Donc, Stileman est le héros de cet épisode. Il a quand même quelque bizarreries : il conduit les Formules 1 que Dallas, disparu, conduisait 10 ans avant (on ne savait pas qu’il était branché bagnoles). Il se jette sur Sarabande, la fille de son ennemi Garibaldi, et va jouer les amoureux avec elle à Paris (planches 40-42) ; il perd facilement à l’escrime, alors que Stileman était champion en la matière...
La fin est très « mouvementée », et ouvre la porte à l’épisode final du « polyptyque » Dallas Barr (désigné comme tel sur les pages de garde) ; on n’en dira donc rien.

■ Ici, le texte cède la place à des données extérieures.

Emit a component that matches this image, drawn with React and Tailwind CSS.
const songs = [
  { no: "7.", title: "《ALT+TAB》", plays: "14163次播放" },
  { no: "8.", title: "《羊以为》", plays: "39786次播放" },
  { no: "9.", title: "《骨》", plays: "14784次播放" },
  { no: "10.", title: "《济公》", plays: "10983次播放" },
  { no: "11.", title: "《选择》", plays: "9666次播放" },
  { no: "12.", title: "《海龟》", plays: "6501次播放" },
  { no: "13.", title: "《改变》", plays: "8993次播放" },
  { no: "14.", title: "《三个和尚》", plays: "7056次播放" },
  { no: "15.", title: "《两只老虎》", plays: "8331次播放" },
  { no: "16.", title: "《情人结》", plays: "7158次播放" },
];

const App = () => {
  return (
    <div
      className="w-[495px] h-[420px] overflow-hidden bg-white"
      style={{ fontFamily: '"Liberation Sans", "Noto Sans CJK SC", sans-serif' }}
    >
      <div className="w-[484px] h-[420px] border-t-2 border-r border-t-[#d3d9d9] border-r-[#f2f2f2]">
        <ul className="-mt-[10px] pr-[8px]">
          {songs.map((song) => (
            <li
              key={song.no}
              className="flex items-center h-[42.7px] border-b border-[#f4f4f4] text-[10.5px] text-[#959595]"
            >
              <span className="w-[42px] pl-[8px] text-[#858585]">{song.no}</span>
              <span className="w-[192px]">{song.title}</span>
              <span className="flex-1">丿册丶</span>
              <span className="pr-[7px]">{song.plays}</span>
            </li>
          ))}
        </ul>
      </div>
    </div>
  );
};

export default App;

On remarque que sur la couverture, un sablier presque vide accompagne désormais le nom de « Dallas Barr ».
Le monde de 2095 selon Haldeman (ben oui, on a encore avancé de dix ans, faut bien que Stileman gagne son pognon, quand même !) est de plus en plus sombre : les assassins peuvent porter plainte contre leur victime (mais comme elle est morte, la plainte se reporte sur la proche famille...génial ! – planche 3), la corruption pourrit toute la société (planche 2).
Marvano dessine bien ses voitures de course (planches 3 à 9), mais ça fait bizarre que les Formules 1, en 2095, aient toujours le même look que les bagnoles dans les « Michel Vaillant » de 1960 et suivantes. Le paysage lunaire (planche 5) fait joli sur une carte postale, mais on doit s’y enquiquiner rapidement. Depuis 10 ans, le siège de Stileman sur Lignumvitae Key a pris de l’étoffe : il ressemble à un énorme barrage (planche 13). Belle épave d’avion transformée en résidence de luxe (planche 21).
Un récit bien pensé, mais un peu trop elliptique et usant de trop de manies, telles que la répétition à l’identique ou presque de plusieurs vignettes à la suite (planches 1, 38). On ose espérer que l’épisode final saura tirer parti de toute la complexité des personnages et des situations ainsi mis en scène, mais les épisodes précédents font craindre quelques facilités à ce sujet.